Deploy custom model
1. Overview
This tutorial will guide you through deploying a custom model onto Highwind.
Tutorial steps
- To do this, we will containerise an existing trained model using a
Docker Repo
asset - Then we will perform some local testing to prove to ourselves that our containerised model works as expected
- Finally, we will deploy our model onto Highwind
Prerequisites
Note
This tutorial assumes that you have finished your initial experimentation phase in which you have established your data preprocessing and model training processes in something like a jupyter notebook environment. Continue if you have a model that you want to deploy for inference.
- You need to have followed the Getting Started page
- You need a trained model that you have saved to disk
- You require a small input sample that you can give to your model for inference
- We suggest creating a new folder in your project called
deployment
that will contain your deployment resources
Notes
This tutorial is based on the following project folder structure. This is not a strict requirement but it would help to structure your project in a similar way (at least to follow along with this tutorial):
.
├── deployment # Deployment resources
├── notebooks # Initial experimentation notebooks
├── saved_model # Saved trained model
└── src # Auxiliary code
2. Containerise your model
2.1 Create a main.py
file
In the deployment
folder, create a main.py
file which describes how to use the model for inference using Kserve.

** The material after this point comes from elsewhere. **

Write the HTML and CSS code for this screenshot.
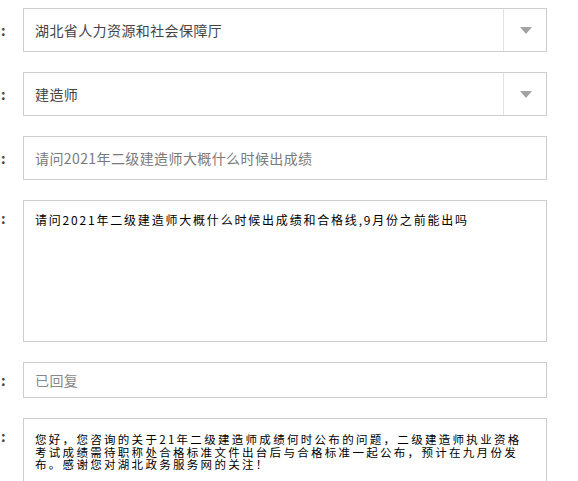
FILE: index.html
```html
<!DOCTYPE html>
<html lang="zh-CN">
<head>
<meta charset="utf-8">
<title>留言详情</title>
<link rel="stylesheet" href="styles.css">
</head>
<body>
<div class="form">
  <div class="row">
    <div class="label label-mid">:</div>
    <div class="field select">
      <div class="select-text">湖北省人力资源和社会保障厅</div>
      <div class="select-btn"><span class="arrow"></span></div>
    </div>
  </div>
  <div class="row">
    <div class="label label-mid">:</div>
    <div class="field select">
      <div class="select-text">建造师</div>
      <div class="select-btn"><span class="arrow"></span></div>
    </div>
  </div>
  <div class="row">
    <div class="label label-mid">:</div>
    <div class="field input">请问2021年二级建造师大概什么时候出成绩</div>
  </div>
  <div class="row">
    <div class="label label-top">:</div>
    <div class="field area area-tall">请问2021年二级建造师大概什么时候出成绩和合格线,9月份之前能出吗</div>
  </div>
  <div class="row">
    <div class="label label-short">:</div>
    <div class="field input input-short">已回复</div>
  </div>
  <div class="row">
    <div class="label label-top">:</div>
    <div class="field area area-reply">您好，您咨询的关于21年二级建造师成绩何时公布的问题，二级建造师执业资格考试成绩需待职称处合格标准文件出台后与合格标准一起公布，预计在九月份发布。感谢您对湖北政务服务网的关注！</div>
  </div>
</div>
</body>
</html>
```
FILE: styles.css
```css
html, body {
  margin: 0;
  padding: 0;
  background: #ffffff;
}
body {
  font-family: "Noto Sans CJK SC", "Noto Sans", sans-serif;
  overflow: hidden;
  height: 481px;
}
.form {
  display: flex;
  flex-direction: column;
  gap: 20px;
  padding-top: 8px;
}
.row {
  display: flex;
  align-items: flex-start;
}
.label {
  width: 23px;
  box-sizing: border-box;
  padding-left: 1px;
  font-size: 14px;
  color: #444;
  font-weight: bold;
}
.label-mid {
  line-height: 44px;
}
.label-short {
  line-height: 36px;
}
.label-top {
  padding-top: 11px;
  line-height: 14px;
}
.field {
  width: 524px;
  box-sizing: border-box;
  border: 1px solid #cdcdcd;
  background: #fff;
}
.select {
  height: 44px;
  display: flex;
}
.select-text {
  flex: 1;
  padding-left: 11px;
  line-height: 42px;
  font-size: 14px;
  letter-spacing: 0.4px;
  color: #444;
}
.select-btn {
  width: 42px;
  border-left: 1px solid #e2e2e2;
  display: flex;
  align-items: center;
  justify-content: center;
}
.arrow {
  width: 0;
  height: 0;
  border-left: 6px solid transparent;
  border-right: 6px solid transparent;
  border-top: 7px solid #a3a3a3;
  margin-left: 2px;
}
.input {
  height: 44px;
  padding-left: 11px;
  line-height: 42px;
  font-size: 14px;
  letter-spacing: 0.4px;
  color: #7a7a7a;
}
.input-short {
  height: 36px;
  line-height: 34px;
  color: #888;
}
.area {
  padding: 12px 21px 0 11px;
  font-size: 11.5px;
  line-height: 12.5px;
  letter-spacing: 2.3px;
  color: #000;
}
.area-tall {
  height: 142px;
  font-size: 12px;
  letter-spacing: 1.8px;
  padding-top: 13px;
}
.area-reply {
  height: 120px;
  padding-top: 14px;
}
```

This is where you capture the details of how your model integrates with the Kserve API (required for serving models on Highwind). This includes details of accepting input payloads, processing them, and using them as features to make predictions. This process mainly involves putting the relevant sections of your existing inference code in the correct place so that your model will work on Kserve.
Note
Your custom model class in main.py
will extend the kserve.Model
base class where several handlers are defined: load
, preprocess
, predict
and postprocess
. These handlers are executed in sequence. The output of preprocess
is passed to predict
as the input, the predict
handler executes the inference for your model, the postprocess
handler then turns the raw prediction result into user-friendly inference response. The load
handler is used for writing custom code to load your model into the memory from local file system or remote model storage, a general good practice is to call the load
handler in the model server class __init__
function, so your model is loaded on startup and ready to serve prediction requests. For more information on these Kserve handlers, please visit the Kserve docs.
- In your
main.py
file, create a new class that extends thekserve.Model
base class and update the following methods:load()

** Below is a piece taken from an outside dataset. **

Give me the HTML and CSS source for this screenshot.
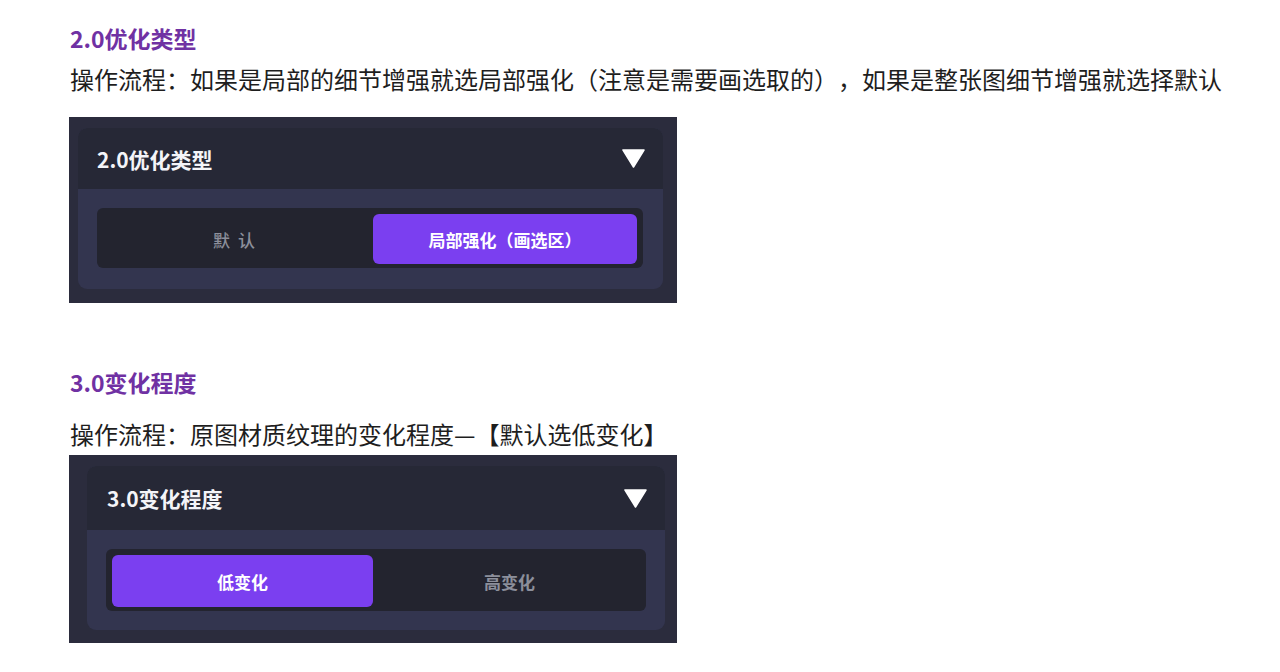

: How to load your trained model from diskpreprocess()
: Any preprocessing to be done before calling predictpredict()
: The inference procedurepostprocess()
: Any post-processing to do after calling predict
Here is an example main.py
file that you can use for inspiration:
Tips
You must accept an argument named model_name
in your main.py
script as shown below.
import argparse
from typing import Dict
import numpy as np
import joblib
from kserve import Model, ModelServer, model_server, InferRequest, InferOutput, InferResponse
from kserve.utils.utils import generate_uuid
class MyModel(Model):
def __init__(self, name: str):
super().__init__(name)
self.name = name
self.model = None
self.ready = False
self.load()
def load(self):
# Load feature scaler and trained model
self.scaler = joblib.load("/app/saved_model/scaler.joblib")
self.model = joblib.load("/app/saved_model/model.joblib")
self.ready = True
def preprocess(self, payload: InferRequest, **kwargs) -> np.ndarray:
# Scale input features
infer_input = payload.inputs[0]
raw_data = np.array(infer_input.data)
scaled_data = self.scaler.transform(raw_data)
return scaled_data
def predict(self, data: np.ndarray, **kwargs) -> InferResponse:
# Model prediction on scaled features
result = self.model.predict(data)
response_id = generate_uuid()
infer_output = InferOutput(name="output-0", shape=list(result.shape), datatype="FP32", data=result)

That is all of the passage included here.